Still, Campbell is a hilarious storyteller — he has a best-selling memoir to his credit — and it should be fun to hear what he has to say for himself tonight. He has become the Vincent Price of the current horror era.
(The Bow Tie Criterion is at 86 Temple St. in New Haven. For more information call 498-2500.)
November 11, 2008 at 5:23 pm by Joe Meyers
Joshua Scher’s new play “The Footage” is being given an excellent production at the Flea Theater in Manhattan — it’s a provocative look at Internet networking, video gaming, YouTube, porn, Facebook and a bunch of other modern conveniences so many people are using to replace real connections.
The Flea is the wonderful two-theater space on White St. in Tribeca run by artistic director Jim Simpson for the past 12 years.
One of Simpson’s best ideas is to have a resident company of young actors — called The Bats — who are selected each year from over a thousand candidates coming out of NYU and other acting programs in the region and around the country.
The Bats are used in supporting roles in mainstage productions, but form the ensembles of the more experimental fare that is produced in the small basement space (an unusual oblong playing area that seems to push writers and directors to come up with bold cinematic staging concepts).
The players change each season but the work of The Bats has been consistently strong in every Flea production I’ve seen over the past few years.
Scher wrote “The Footage” with The Bats and the downstage space in mind. And director Claudia Zelevansky (a Yale Drama School grad) has used the space and guided the young actors with great skill.
The play is about a troubled group of teens and 20somethings who are linked by an online role-playing game and a YouTube sensation consisting of nightly uploads of a young woman who has been kidnapped and is being slowly tortured by her captors. Scher and Zelevansky use multi-media very creatively with a half-dozen monitors showing us what is going in in the alternate universe of the role-playing game, as well as chilling glimpses of the YouTube torture clips.

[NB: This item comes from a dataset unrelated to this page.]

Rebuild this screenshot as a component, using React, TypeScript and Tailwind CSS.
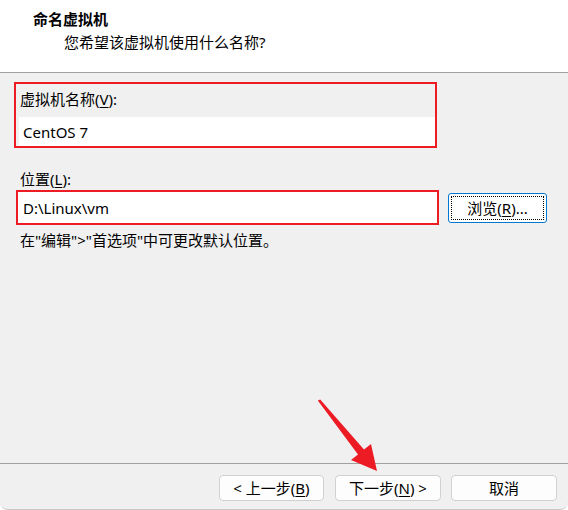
import React from "react"

const font = "font-['Segoe_UI','Noto_Sans','Noto_Sans_CJK_SC',sans-serif]"

// mnemonic letter with underline, as in a Windows dialog
function Key({ k }: { k: string }) {
  return <span className="underline underline-offset-2 decoration-1">{k}</span>
}

function DialogButton({ children, w }: { children: React.ReactNode; w: string }) {
  return (
    <button
      className={`${w} h-[26px] rounded-[4px] border border-[#d0d0d0] bg-[#fdfdfd] text-[15px] leading-[20px] text-black flex items-center justify-center`}
    >
      {children}
    </button>
  )
}

export default function App() {
  return (
    <div className={`${font} w-[568px] h-[510px] bg-white text-black`}>
      <div className="relative w-full h-full flex flex-col bg-[#f0f0f0] rounded-b-[8px] border-b border-[#c8c8c8] overflow-hidden">
        {/* header */}
        <div className="h-[73px] bg-white border-b border-[#a0a0a0] pt-[9px]">
          <div className="pl-[33px] text-[15px] leading-[20px] font-bold">命名虚拟机</div>
          <div className="pl-[64px] mt-[3px] text-[15px] leading-[20px]">您希望该虚拟机使用什么名称?</div>
        </div>

        {/* body */}
        <div className="flex-1 text-[15px] leading-[20px]">
          <div className="mt-[9px] ml-[14px] w-[423px] h-[66px] border-2 border-[#ed1c24] flex flex-col">
            <div className="pt-[5px] pl-[4px]">
              虚拟机名称(<Key k="V" />):
            </div>
            <div className="mt-[8px] ml-[3px] flex-1 bg-white pl-[4px] flex items-center">CentOS 7</div>
          </div>

          <div className="mt-[21px] pl-[20px]">
            位置(<Key k="L" />):
          </div>

          <div className="mt-[1px] flex items-center">
            <div className="ml-[16px] w-[423px] h-[35px] border-2 border-[#ed1c24] bg-white pl-[5px] flex items-center">
              D:\Linux\vm
            </div>
            <button className="ml-[9px] w-[99px] h-[30px] rounded-[3px] border border-[#0078d4] bg-white p-[2px]">
              <span className="flex w-full h-full items-center justify-center border border-dotted border-black">
                浏览(<Key k="R" />)...
              </span>
            </button>
          </div>

          <div className="mt-[5px] pl-[20px]">在"编辑"&gt;"首选项"中可更改默认位置。</div>
        </div>

        {/* footer */}
        <div className="h-[46px] border-t border-[#a0a0a0] pt-[11px] flex justify-end pr-[11px]">
          <DialogButton w="w-[105px]">
            &lt; 上一步(<Key k="B" />)
          </DialogButton>
          <div className="w-[11px]" />
          <DialogButton w="w-[106px]">
            下一步(<Key k="N" />) &gt;
          </DialogButton>
          <div className="w-[10px]" />
          <DialogButton w="w-[106px]">取消</DialogButton>
        </div>

        {/* red annotation arrow */}
        <svg className="absolute left-0 top-0 pointer-events-none" width="568" height="510" viewBox="0 0 568 510">
          <polygon
            points="317.8,400.4 320.2,399.4 364,449.5 371,444 377,471 351,460 358,454.5"
            fill="#ed1c24"
          />
        </svg>
      </div>
    </div>
  )
}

We learn near the beginning of the piece that the YouTube videos are a stunt produced by some ambitious would-be actors and dramatists who haven’t quite figured out how they can use the premise for career and financial gain (the “hits” keep going up every night but no money is coming in).
“The Footage” cuts back and forth between the country house where the YouTube hoax is being created and a group of intense male gamers who shift between the role-playing scenarios and the borderline porn of the abduction videos.

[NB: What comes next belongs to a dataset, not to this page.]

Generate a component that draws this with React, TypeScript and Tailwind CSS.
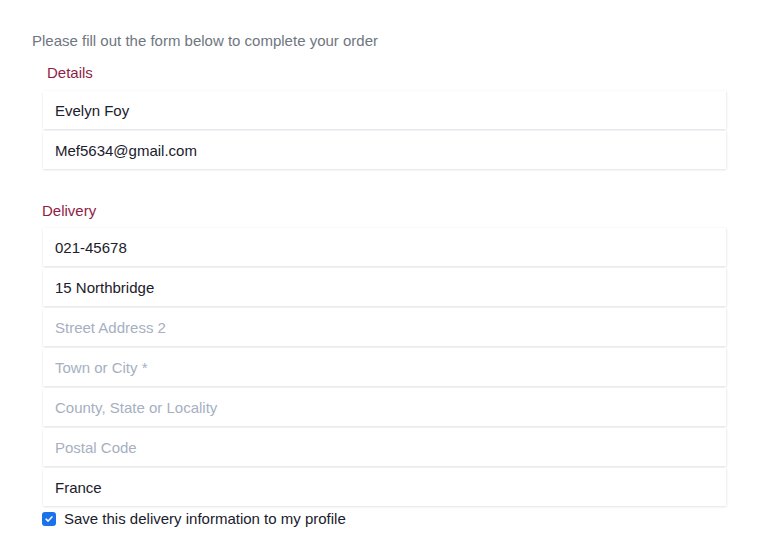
const details = [
  { value: "Evelyn Foy" },
  { value: "Mef5634@gmail.com" },
];

const delivery = [
  { value: "021-45678" },
  { value: "15 Northbridge" },
  { placeholder: "Street Address 2" },
  { placeholder: "Town or City *" },
  { placeholder: "County, State or Locality" },
  { placeholder: "Postal Code" },
  { value: "France" },
];

function Field({ value, placeholder }: { value?: string; placeholder?: string }) {
  return (
    <div className="h-[38px] bg-white shadow-[0_1px_2px_rgba(60,80,110,0.14),1px_0_2px_rgba(60,80,110,0.06)] flex items-center pl-[12px] pt-[2px]">
      {value ? (
        <span className="text-[#1a202c]">{value}</span>
      ) : (
        <span className="text-[#a6b0bf]">{placeholder}</span>
      )}
    </div>
  );
}

export default function App() {
  return (
    <div
      className="min-h-screen bg-white pl-[32px] pt-[32px] text-[15px] leading-[18px]"
      style={{ fontFamily: '"Liberation Sans", Arial, sans-serif' }}
    >
      {/* Intro */}
      <p className="text-[#6f7680]">Please fill out the form below to complete your order</p>

      {/* Details */}
      <div className="mt-[14px] ml-[15px] text-[#8f1d46]">Details</div>
      <div className="mt-[9px] ml-[11px] w-[683px] flex flex-col gap-[2px]">
        {details.map((f, i) => (
          <Field key={i} {...f} />
        ))}
      </div>

      {/* Delivery */}
      <div className="mt-[33px] ml-[10px] text-[#8f1d46]">Delivery</div>
      <div className="mt-[8px] ml-[11px] w-[683px] flex flex-col gap-[2px]">
        {delivery.map((f, i) => (
          <Field key={i} {...f} />
        ))}
      </div>

      {/* Save checkbox */}
      <label className="mt-[4px] ml-[10px] flex items-center gap-[8px] text-[#1a202c]">
        <span className="w-[14px] h-[14px] rounded-[3px] bg-[#1a73e8] flex items-center justify-center">
          <svg viewBox="0 0 12 12" className="w-[10px] h-[10px]">
            <path d="M2.5 6.2 L5 8.5 L9.5 3.5" fill="none" stroke="white" strokeWidth="1.8" strokeLinecap="round" strokeLinejoin="round" />
          </svg>
        </span>
        <span>Save this delivery information to my profile</span>
      </label>
    </div>
  );
}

The Bats form such a tight ensemble that it would be wrong to single out one performer. Let’s just say that it was a pleasure to watch Jamie Effros, Michael Micalizzi, Nicolas Flower, Michael Guagno, Caroline Hurley, Elizabeth Alderfer, Blair Baker and Rachel McFee bring this gripping (and troubling) piece of theater to life.
“The Footage” is playing at The Flea Theater through Nov. 30 and tickets are a steal at only $20. For more information go to www.theflea.org
November 10, 2008 at 12:19 pm by Joe Meyers
Last month, on the Amtrak ride back from the Bouchercon mystery writer’s gathering in Baltimore, I found myself in a car filled with crime writers and I had a chance to catch up with the wonderful New Haven mystery writer Karen E. Olson.

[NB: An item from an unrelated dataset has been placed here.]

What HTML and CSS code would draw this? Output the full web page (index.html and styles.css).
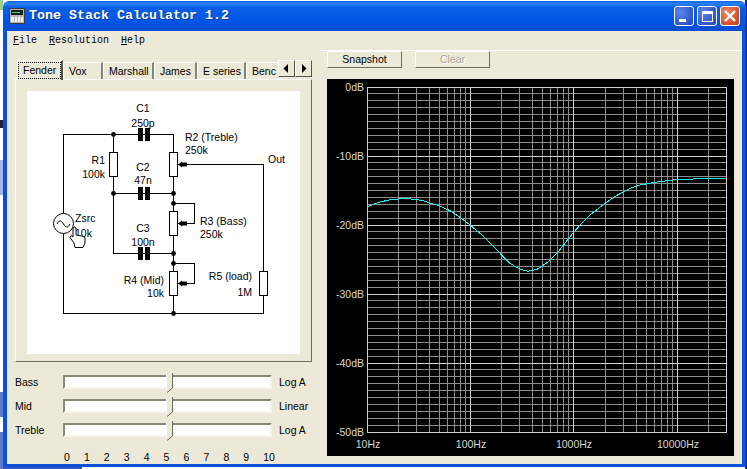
FILE: index.html
```html
<!DOCTYPE html>
<html lang="en">
<head>
<meta charset="utf-8">
<title>Tone Stack Calculator 1.2</title>
<link rel="stylesheet" href="styles.css">
</head>
<body>
<div class="desktop">
  <div class="window">
    <header class="titlebar">
      <svg class="appicon" width="16" height="16" viewBox="0 0 16 16">
        <rect x="0.5" y="0.5" width="15" height="15" fill="#b8b8b0" stroke="#3a3a3a"/>
        <rect x="2" y="2" width="12" height="5" fill="#10201a"/>
        <rect x="3" y="4" width="8" height="1" fill="#40d070"/>
        <path d="M2 9h3v5H2zM6 9h2v5H6zM9 9h2v5H9zM12 9h2v5h-2z" fill="#f0f0f0"/>
      </svg>
      <span class="title">Tone Stack Calculator 1.2</span>
      <div class="caption">
        <span class="capbtn"><svg width="18" height="18" viewBox="0 0 18 18"><rect x="4" y="12" width="7" height="3" fill="#fff"/></svg></span>
        <span class="capbtn"><svg width="18" height="18" viewBox="0 0 18 18"><path d="M4 4h11v11H4zM5 7v7h9V7z" fill="#fff" fill-rule="evenodd"/></svg></span>
        <span class="capbtn close"><svg width="18" height="18" viewBox="0 0 18 18"><path d="M4 4l10 10M14 4L4 14" stroke="#fff" stroke-width="2.4" fill="none"/></svg></span>
      </div>
    </header>
    <div class="client">
      <nav class="menubar">
        <span class="menu"><u>F</u>ile</span>
        <span class="menu"><u>R</u>esolution</span>
        <span class="menu"><u>H</u>elp</span>
      </nav>
      <div class="main">
        <section class="left">
          <div class="tabs">
            <span class="tab active"><span class="focus">Fender</span></span>
            <span class="tab w-vox">Vox</span>
            <span class="tab w-marshall">Marshall</span>
            <span class="tab w-james">James</span>
            <span class="tab w-eseries">E series</span>
            <span class="tab w-bench">Benc</span>
            <span class="arrow"><svg width="7" height="9" viewBox="0 0 7 9"><path d="M5 0v9L0.5 4.5z" fill="#000"/></svg></span>
            <span class="arrow"><svg width="7" height="9" viewBox="0 0 7 9"><path d="M2 0v9l4.5-4.5z" fill="#000"/></svg></span>
          </div>
          <div class="panel">
            <svg class="schematic" width="273" height="263" viewBox="27 91 273 263">
              <path class="wire" d="M63.5 213V134.5H173.5V152M63.5 234V313.5H263.5V295M113.5 134.5V152M113.5 177V253.5H173.5M173.5 177V211M173.5 235V271M173.5 295V313.5M173.5 193.5H113.5M178 164.5H263.5V271M173.5 203.5H194V223.5H178M173.5 263.5H194V283.5H178"/>
              <rect class="part" x="109.5" y="152.5" width="8" height="24"/>
              <rect class="part" x="169.5" y="152.5" width="8" height="24"/>
              <rect class="part" x="169.5" y="211.5" width="8" height="24"/>
              <rect class="part" x="169.5" y="271.5" width="8" height="24"/>
              <rect class="part" x="259.5" y="271.5" width="8" height="24"/>
              <path class="fill" d="M138 128h5v13h-5zM145 128h5v13h-5zM138 187h5v13h-5zM145 187h5v13h-5zM138 247h5v13h-5zM145 247h5v13h-5z"/>
              <path class="fill" d="M178 164.5l4-3v1h5v4h-5v1zM178 223.5l4-3v1h5v4h-5v1zM178 283.5l4-3v1h5v4h-5v1z"/>
              <g class="fill">
                <circle cx="113.5" cy="134.5" r="2.4"/>
                <circle cx="113.5" cy="193.5" r="2.4"/>
                <circle cx="173.5" cy="193.5" r="2.4"/>
                <circle cx="173.5" cy="203.5" r="2.4"/>
                <circle cx="173.5" cy="253.5" r="2.4"/>
                <circle cx="173.5" cy="263.5" r="2.4"/>
                <circle cx="173.5" cy="313.5" r="2.4"/>
              </g>
              <circle class="source" cx="63.5" cy="223.5" r="10"/>
              <path class="sine" d="M57 224c2-4 4-4 6.500 0s4.500 4 6.500 0"/>
              <g class="label">
                <text x="143" y="112" text-anchor="middle">C1</text>
                <text x="143" y="127" text-anchor="middle">250p</text>
                <text x="143" y="171" text-anchor="middle">C2</text>
                <text x="143" y="184" text-anchor="middle">47n</text>
                <text x="143" y="232" text-anchor="middle">C3</text>
                <text x="143" y="246" text-anchor="middle">100n</text>
                <text x="105" y="164" text-anchor="end">R1</text>
                <text x="105" y="178" text-anchor="end">100k</text>
                <text x="185" y="141">R2 (Treble)</text>
                <text x="185" y="154">250k</text>
                <text x="268" y="163">Out</text>
                <text x="200" y="225">R3 (Bass)</text>
                <text x="200" y="238">250k</text>
                <text x="164" y="284" text-anchor="end">R4 (Mid)</text>
                <text x="164" y="297" text-anchor="end">10k</text>
                <text x="252" y="280" text-anchor="end">R5 (load)</text>
                <text x="252" y="296" text-anchor="end">1M</text>
                <text x="75" y="222">Zsrc</text>
                <text x="75" y="237">10k</text>
              </g>
              <path class="hand" d="M75 247.500L74 243L70 237.500L71 235.500L73 237V228L74.500 227L76 228V235L79 235.500L82 236L85 237.500V243L83 247.500Z"/>
            </svg>
          </div>
          <div class="sliders">
            <div class="slider">
              <span class="slabel">Bass</span>
              <div class="track"><svg class="thumb" width="7" height="20" viewBox="0 0 7 20"><path d="M0 0H7V15L1 20H0Z" fill="#ece9d8"/><path d="M6.500 0V15L1 19.500" fill="none" stroke="#6e6c60"/><path d="M0.500 0V17" stroke="#fff"/></svg></div>
              <span class="svalue">Log A</span>
            </div>
            <div class="slider">
              <span class="slabel">Mid</span>
              <div class="track"><svg class="thumb" width="7" height="20" viewBox="0 0 7 20"><path d="M0 0H7V15L1 20H0Z" fill="#ece9d8"/><path d="M6.500 0V15L1 19.500" fill="none" stroke="#6e6c60"/><path d="M0.500 0V17" stroke="#fff"/></svg></div>
              <span class="svalue">Linear</span>
            </div>
            <div class="slider">
              <span class="slabel">Treble</span>
              <div class="track"><svg class="thumb" width="7" height="20" viewBox="0 0 7 20"><path d="M0 0H7V15L1 20H0Z" fill="#ece9d8"/><path d="M6.500 0V15L1 19.500" fill="none" stroke="#6e6c60"/><path d="M0.500 0V17" stroke="#fff"/></svg></div>
              <span class="svalue">Log A</span>
            </div>
          </div>
          <div class="ticks">
            <span>0</span><span>1</span><span>2</span><span>3</span><span>4</span><span>5</span><span>6</span><span>7</span><span>8</span><span>9</span><span>10</span>
          </div>
        </section>
        <section class="right">
          <div class="buttons">
            <span class="btn">Snapshot</span>
            <span class="btn disabled">Clear</span>
          </div>
          <svg class="plot" width="407" height="377" viewBox="327 79 407 377">
            <defs>
              <path id="hband" d="M367 93.500H727M367 100.500H727M367 107.500H727M367 114.500H727M367 121.500H727M367 128.500H727M367 135.500H727M367 142.500H727M367 149.500H727"/>
            </defs>
            <g class="minor">
              <use href="#hband"/>
              <use href="#hband" y="69"/>
              <use href="#hband" y="138"/>
              <use href="#hband" y="207"/>
              <use href="#hband" y="276"/>
              <path d="M398.500 87V432M416.500 87V432M429.500 87V432M439.500 87V432M447.500 87V432M454.500 87V432M460.500 87V432M465.500 87V432M501.500 87V432M519.500 87V432M532.500 87V432M542.500 87V432M550.500 87V432M557.500 87V432M563.500 87V432M568.500 87V432M605.500 87V432M623.500 87V432M636.500 87V432M646.500 87V432M654.500 87V432M661.500 87V432M667.500 87V432M672.500 87V432M708.500 87V432"/>
            </g>
            <path class="major" d="M367 87.500H727M367 156.500H727M367 225.500H727M367 294.500H727M367 363.500H727M367 432.500H727M367.500 87V433M470.500 87V433M573.500 87V433M677.500 87V433M726.500 87V433"/>
            <path class="curve" d="M367 207L373 204.500L380 202L389 200L398 199L408 198.800L417 199.500L424 201L430 203L440 206L450 210.700L460 217.300L470 225L480 233.300L490 243.300L500 253.300L510 263.300L515 266.500L520 269.300L528 271.300L537 269.300L547 262.700L557 253.300L569 238L573 233L581 224L590 215L599 208L607 202L615 196.500L623 192L631 188L640 185L657 182L673 180L693 179L726 178.500"/>
            <g class="plotlabel">
              <text x="364" y="91" text-anchor="end">0dB</text>
              <text x="364" y="160" text-anchor="end">-10dB</text>
              <text x="364" y="229" text-anchor="end">-20dB</text>
              <text x="364" y="298" text-anchor="end">-30dB</text>
              <text x="364" y="367" text-anchor="end">-40dB</text>
              <text x="364" y="436" text-anchor="end">-50dB</text>
              <text x="368" y="448" text-anchor="middle">10Hz</text>
              <text x="471" y="448" text-anchor="middle">100Hz</text>
              <text x="574" y="448" text-anchor="middle">1000Hz</text>
              <text x="678" y="448" text-anchor="middle">10000Hz</text>
            </g>
          </svg>
        </section>
      </div>
    </div>
  </div>
</div>
</body>
</html>
```
FILE: styles.css
```css
* { box-sizing: border-box; }
html, body { margin: 0; padding: 0; }
body { width: 747px; height: 469px; overflow: hidden; font: 10.5px/14px "Liberation Sans", Arial, sans-serif; color: #000; }

.desktop {
  position: relative;
  width: 747px;
  height: 469px;
  background:
    linear-gradient(#9bd08a 0 10px, #fff 10px 120px, #223 120px 128px, #fff 128px 160px, #a8b4e0 160px 195px, #fff 195px 392px, #5f78c8 392px 417px, #fff 417px 432px, #5f78c8 432px 469px) 0 0 / 3px 469px no-repeat,
    linear-gradient(#2f55c8, #2f55c8) 0 467px / 82px 2px no-repeat,
    linear-gradient(#0a2a8c, #0a2a8c) 745px 0 / 2px 469px no-repeat,
    #fff;
}

.window {
  position: absolute;
  left: 3px;
  top: 1px;
  width: 743px;
  height: 466px;
  display: flex;
  flex-direction: column;
  border-radius: 6px 6px 0 0;
  overflow: hidden;
}

.titlebar {
  height: 30px;
  flex: none;
  display: flex;
  align-items: center;
  padding: 0 6px;
  background: linear-gradient(#0a5ae0 0, #2a84f4 8%, #0a5fe8 22%, #0055e5 70%, #0a4cd0 100%);
}
.appicon { flex: none; margin-right: 4px; }
.title {
  flex: 1;
  color: #fff;
  font: bold 13.33px/16px "Liberation Mono", monospace;
  text-shadow: 1px 1px 0 #0a3a9c;
}
.caption { display: flex; gap: 3px; }
.capbtn {
  width: 20px;
  height: 20px;
  border: 1px solid #fff;
  border-radius: 3px;
  background: radial-gradient(circle at 30% 30%, #5a86e8, #2a50c8 80%);
  display: block;
}
.capbtn svg { display: block; margin: 0; }
.capbtn.close { background: radial-gradient(circle at 30% 30%, #e8886a, #d0481e 80%); }

.client {
  flex: 1;
  display: flex;
  flex-direction: column;
  min-height: 0;
  background: #ece9d8;
  border: solid #0a50d8;
  border-width: 0 4px 3px;
}

.menubar {
  height: 19px;
  flex: none;
  display: flex;
  gap: 12px;
  align-items: center;
  padding-left: 6px;
  font: 10px/14px "Liberation Mono", monospace;
}

.main { flex: 1; display: flex; min-height: 0; }

.left { width: 313px; flex: none; padding: 10px 0 0 8px; }

.tabs { display: flex; height: 19px; padding-left: 2px; align-items: flex-start; position: relative; z-index: 1; }
.tab {
  height: 17px;
  margin-top: 2px;
  padding: 1px 0 0 5px;
  border-top: 1px solid #fff;
  border-left: 1px solid #fff;
  border-right: 2px solid #86847a;
  flex: none;
}
.tab.active {
  width: 46px;
  height: 20px;
  margin-top: 0;
  padding: 0;
  background: #ece9d8;
  border-right: 2px solid #55534a;
}
.focus { display: block; height: 17px; margin: 1px 0 0 0; padding: 1px 0 0 5px; outline: 1px dotted #000; outline-offset: -1px; }
.w-vox { width: 40px; }
.w-marshall { width: 51px; }
.w-james { width: 43px; }
.w-eseries { width: 49px; }
.w-bench { width: 32px; border-right: 0; overflow: hidden; }
.arrow {
  width: 17px;
  height: 17px;
  flex: none;
  display: flex;
  align-items: center;
  justify-content: center;
  background: #ece9d8;
  border: 1px solid;
  border-color: #fff #55534a #55534a #fff;
}

.panel {
  width: 297px;
  height: 283px;
  padding: 11px 11px 0 11px;
  border: 1px solid;
  border-color: #fff #6e6c60 #6e6c60 #fff;
}
.schematic { display: block; background: #fff; }
.wire { fill: none; stroke: #000; stroke-width: 1; shape-rendering: crispEdges; }
.part { fill: #fff; stroke: #000; stroke-width: 1; shape-rendering: crispEdges; }
.fill { fill: #000; }
.source { fill: #fff; stroke: #000; }
.sine { fill: none; stroke: #000; }
.label { font: 10.5px "Liberation Sans", Arial, sans-serif; fill: #000; }
.hand { fill: #fff; stroke: #000; stroke-width: 1; stroke-linejoin: round; }

.sliders { margin-top: 13px; display: flex; flex-direction: column; gap: 10px; }
.slider { display: flex; align-items: center; height: 14px; }
.slabel { width: 48px; flex: none; }
.track {
  width: 209px;
  height: 14px;
  flex: none;
  position: relative;
  background: #fff;
  border: 2px solid;
  border-color: #8a887a #f6f5ec #f6f5ec #8a887a;
}
.thumb { position: absolute; left: 101px; top: -4px; display: block; }
.svalue { margin-left: 7px; }

.ticks { display: flex; justify-content: space-between; width: 211px; margin: 13px 0 0 49px; }

.right { flex: 1; padding-left: 7px; border-top: 1px solid #fff; }
.buttons { display: flex; gap: 13px; }
.btn {
  width: 75px;
  height: 17px;
  line-height: 15px;
  text-align: center;
  background: #ece9d8;
  border: 1px solid;
  border-color: #fff #6e6c60 #6e6c60 #fff;
}
.btn.disabled { color: #a8a698; text-shadow: 1px 1px 0 #fff; }

.plot { display: block; margin-top: 11px; background: #000; }
.minor { fill: none; stroke: #8e8e8e; stroke-width: 1; shape-rendering: crispEdges; }
.major { fill: none; stroke: #d0d0d0; stroke-width: 1; shape-rendering: crispEdges; }
.curve { fill: none; stroke: #1ef0f4; stroke-width: 1; shape-rendering: crispEdges; }
.plotlabel { font: 10.5px "Liberation Sans", Arial, sans-serif; fill: #d8d8d0; }
```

For the past several years, Karen has been writing novels about a New Haven journalist named Annie Seymour in a series that began with “Sacred Cows” and went on to include “Secondhand Smoke” and “Dead of the Day.”
The writer told me that she has moved on to a new mystery series — set to begin next year — about a Las Vegas tattoo artist.
So, the just-published “Shot Girl” (Obsidian) could be the last Annie novel for a while. I am very happy to report that Olson is going out on a high — the book features the same clever plotting, great local color and terrific personal touches that have been a hallmark of the series since it began.
Olson will be talking about the novel tonight at 7 p.m. at R.J. Julia Booksellers in Madison.
The stakes are higher than ever for Annie in “Shot Girl.” Her job future is, of course, as uncertain as ever due to the precarious nature of the newspaper business. One of the strongest aspects of the Annie books is the way that they have charted the changes in media over the last several years — Olson is a 20-year veteran of the business and she knows what she is writing about. There is a slightly melancholy air to the newspaper scenes in the four books because everyone working for Olson’s fictional New Haven Herald wonders if the next decade will mean the end of their profession.
“Shot Girl” tightens the screws on Annie in her always turbulent personal life, by opening with the death of her ex-husband Ralph in front of a New Haven nightclub.
Ralph was a mistake of Annie’s youth — a fellow journ student and aspiring news star who got lost along the way by fudging his reporting and falling into various addictions. Annie has found a new love in the last few novels but she is still haunted by her early and short-lived passion for Ralph.
Making matters worse is her own possible involvement in the death and the fact that it is tied into all sorts of other New Haven area corruption.
“Shot Girl” takes Annie into the nightworld of male strippers who work bachelorette parties and the “shot girls” of the title — gorgeous young women who make deals with bar owners to become a form of sexy entertainment by moving around the clubs selling marked-up liquor to bedazzled young men.
There is added fun for local readers in the way that “Shot Girl” mixes real places like Louis Lunch and the Anchor Bar with Olson’s fictional nightspots. The city of New Haven has become a major character in the Annie Seymour novels and Olson knows the place inside out.
The new Las Vegas series sounds very promising, but I hope that someday Olson is able to return to Annie — she will be missed.